### [STATED TASK]
Output the entries below exactly as written, omitting pictures.

### [RECORDED DATA]
- - -

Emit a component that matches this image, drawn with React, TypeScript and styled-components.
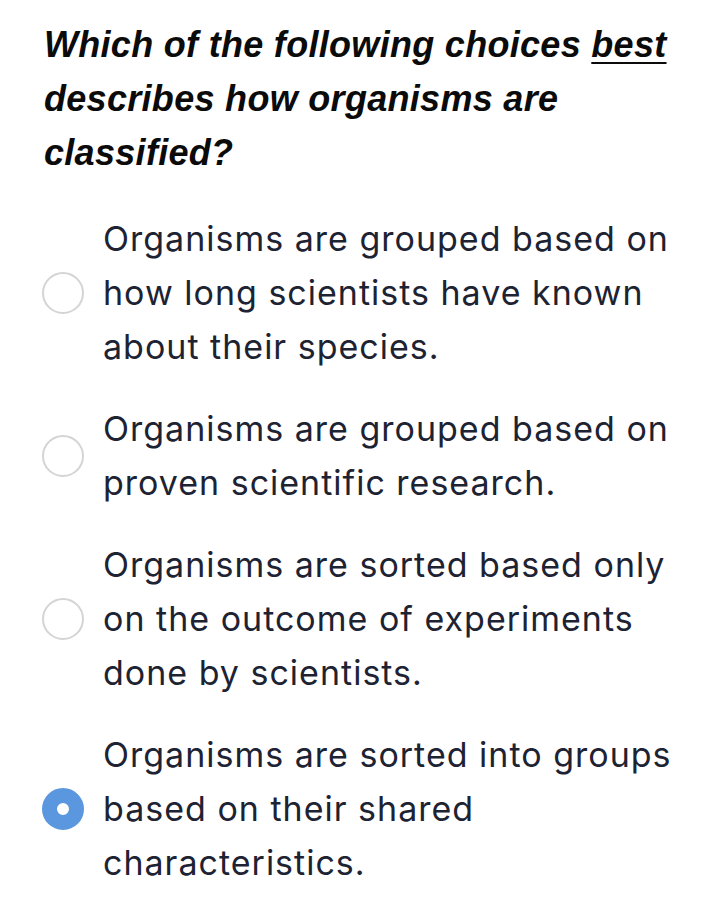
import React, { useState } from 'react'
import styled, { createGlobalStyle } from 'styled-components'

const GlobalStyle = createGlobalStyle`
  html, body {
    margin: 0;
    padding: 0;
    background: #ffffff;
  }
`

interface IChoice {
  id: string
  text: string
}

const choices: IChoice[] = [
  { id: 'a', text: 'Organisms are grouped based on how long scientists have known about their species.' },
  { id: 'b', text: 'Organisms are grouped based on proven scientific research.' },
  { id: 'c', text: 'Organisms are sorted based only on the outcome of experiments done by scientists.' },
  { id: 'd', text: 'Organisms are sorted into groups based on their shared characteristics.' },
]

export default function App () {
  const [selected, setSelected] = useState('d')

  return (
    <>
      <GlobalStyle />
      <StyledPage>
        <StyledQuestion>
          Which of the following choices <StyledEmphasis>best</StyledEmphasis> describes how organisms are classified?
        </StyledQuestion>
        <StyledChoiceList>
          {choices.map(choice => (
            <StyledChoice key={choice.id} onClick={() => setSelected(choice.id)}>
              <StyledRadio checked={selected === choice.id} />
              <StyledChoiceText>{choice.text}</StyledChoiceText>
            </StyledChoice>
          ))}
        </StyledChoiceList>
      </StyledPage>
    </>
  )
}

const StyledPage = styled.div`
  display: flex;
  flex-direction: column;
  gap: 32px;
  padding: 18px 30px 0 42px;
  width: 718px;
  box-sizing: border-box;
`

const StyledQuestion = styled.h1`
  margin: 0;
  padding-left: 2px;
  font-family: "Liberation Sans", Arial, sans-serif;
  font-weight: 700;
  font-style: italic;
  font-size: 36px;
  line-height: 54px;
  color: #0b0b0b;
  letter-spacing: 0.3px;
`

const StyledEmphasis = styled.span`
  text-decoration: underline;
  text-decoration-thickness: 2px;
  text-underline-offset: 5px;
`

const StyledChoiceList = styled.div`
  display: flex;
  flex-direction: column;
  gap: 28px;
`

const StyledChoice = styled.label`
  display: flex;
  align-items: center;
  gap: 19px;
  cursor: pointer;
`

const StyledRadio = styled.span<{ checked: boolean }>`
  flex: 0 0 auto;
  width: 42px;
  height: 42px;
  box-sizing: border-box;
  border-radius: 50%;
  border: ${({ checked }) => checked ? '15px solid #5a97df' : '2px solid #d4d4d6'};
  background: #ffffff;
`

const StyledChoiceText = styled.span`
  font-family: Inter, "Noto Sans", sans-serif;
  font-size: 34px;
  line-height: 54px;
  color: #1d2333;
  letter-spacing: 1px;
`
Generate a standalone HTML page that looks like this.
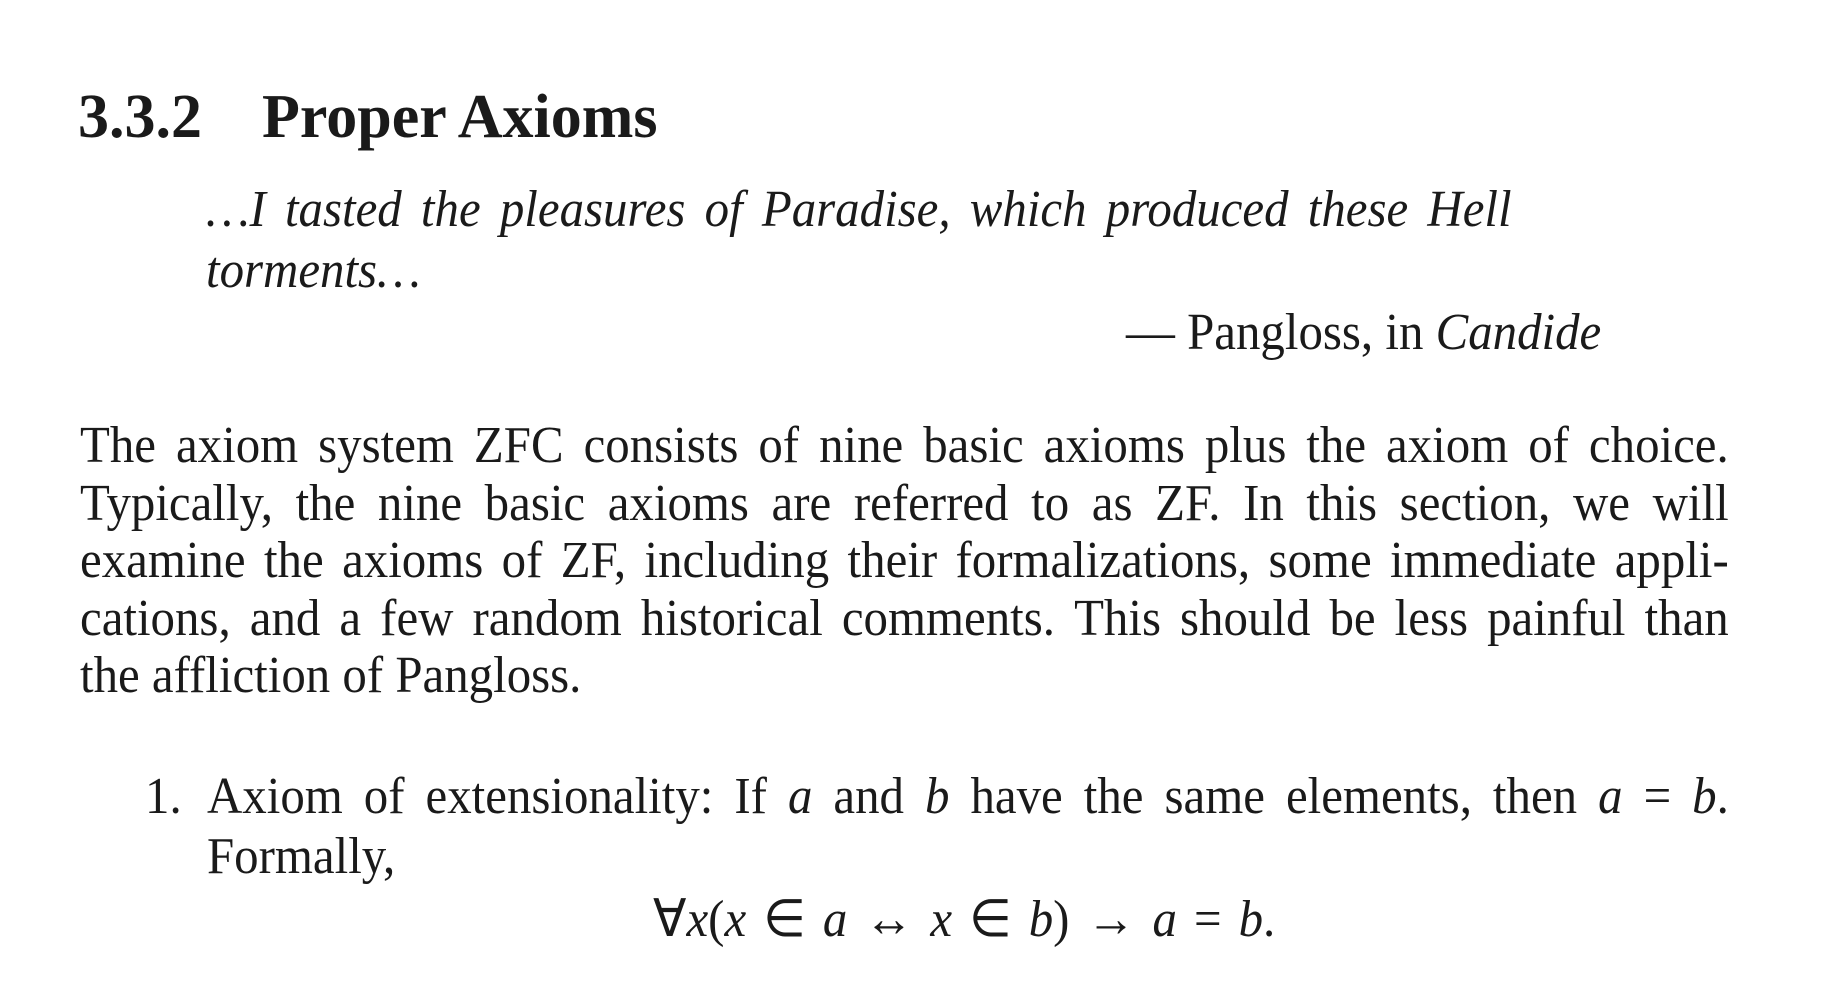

- - -

### [OUTPUT FOR THIS TASK]
Emit a component that matches this image, drawn with React, TypeScript and styled-components.
import React, { useState } from 'react'
import styled, { createGlobalStyle } from 'styled-components'

const GlobalStyle = createGlobalStyle`
  html, body {
    margin: 0;
    padding: 0;
    background: #ffffff;
  }
`

interface IChoice {
  id: string
  text: string
}

const choices: IChoice[] = [
  { id: 'a', text: 'Organisms are grouped based on how long scientists have known about their species.' },
  { id: 'b', text: 'Organisms are grouped based on proven scientific research.' },
  { id: 'c', text: 'Organisms are sorted based only on the outcome of experiments done by scientists.' },
  { id: 'd', text: 'Organisms are sorted into groups based on their shared characteristics.' },
]

export default function App () {
  const [selected, setSelected] = useState('d')

  return (
    <>
      <GlobalStyle />
      <StyledPage>
        <StyledQuestion>
          Which of the following choices <StyledEmphasis>best</StyledEmphasis> describes how organisms are classified?
        </StyledQuestion>
        <StyledChoiceList>
          {choices.map(choice => (
            <StyledChoice key={choice.id} onClick={() => setSelected(choice.id)}>
              <StyledRadio checked={selected === choice.id} />
              <StyledChoiceText>{choice.text}</StyledChoiceText>
            </StyledChoice>
          ))}
        </StyledChoiceList>
      </StyledPage>
    </>
  )
}

const StyledPage = styled.div`
  display: flex;
  flex-direction: column;
  gap: 32px;
  padding: 18px 30px 0 42px;
  width: 718px;
  box-sizing: border-box;
`

const StyledQuestion = styled.h1`
  margin: 0;
  padding-left: 2px;
  font-family: "Liberation Sans", Arial, sans-serif;
  font-weight: 700;
  font-style: italic;
  font-size: 36px;
  line-height: 54px;
  color: #0b0b0b;
  letter-spacing: 0.3px;
`

const StyledEmphasis = styled.span`
  text-decoration: underline;
  text-decoration-thickness: 2px;
  text-underline-offset: 5px;
`

const StyledChoiceList = styled.div`
  display: flex;
  flex-direction: column;
  gap: 28px;
`

const StyledChoice = styled.label`
  display: flex;
  align-items: center;
  gap: 19px;
  cursor: pointer;
`

const StyledRadio = styled.span<{ checked: boolean }>`
  flex: 0 0 auto;
  width: 42px;
  height: 42px;
  box-sizing: border-box;
  border-radius: 50%;
  border: ${({ checked }) => checked ? '15px solid #5a97df' : '2px solid #d4d4d6'};
  background: #ffffff;
`

const StyledChoiceText = styled.span`
  font-family: Inter, "Noto Sans", sans-serif;
  font-size: 34px;
  line-height: 54px;
  color: #1d2333;
  letter-spacing: 1px;
`
Generate a standalone HTML page that looks like this.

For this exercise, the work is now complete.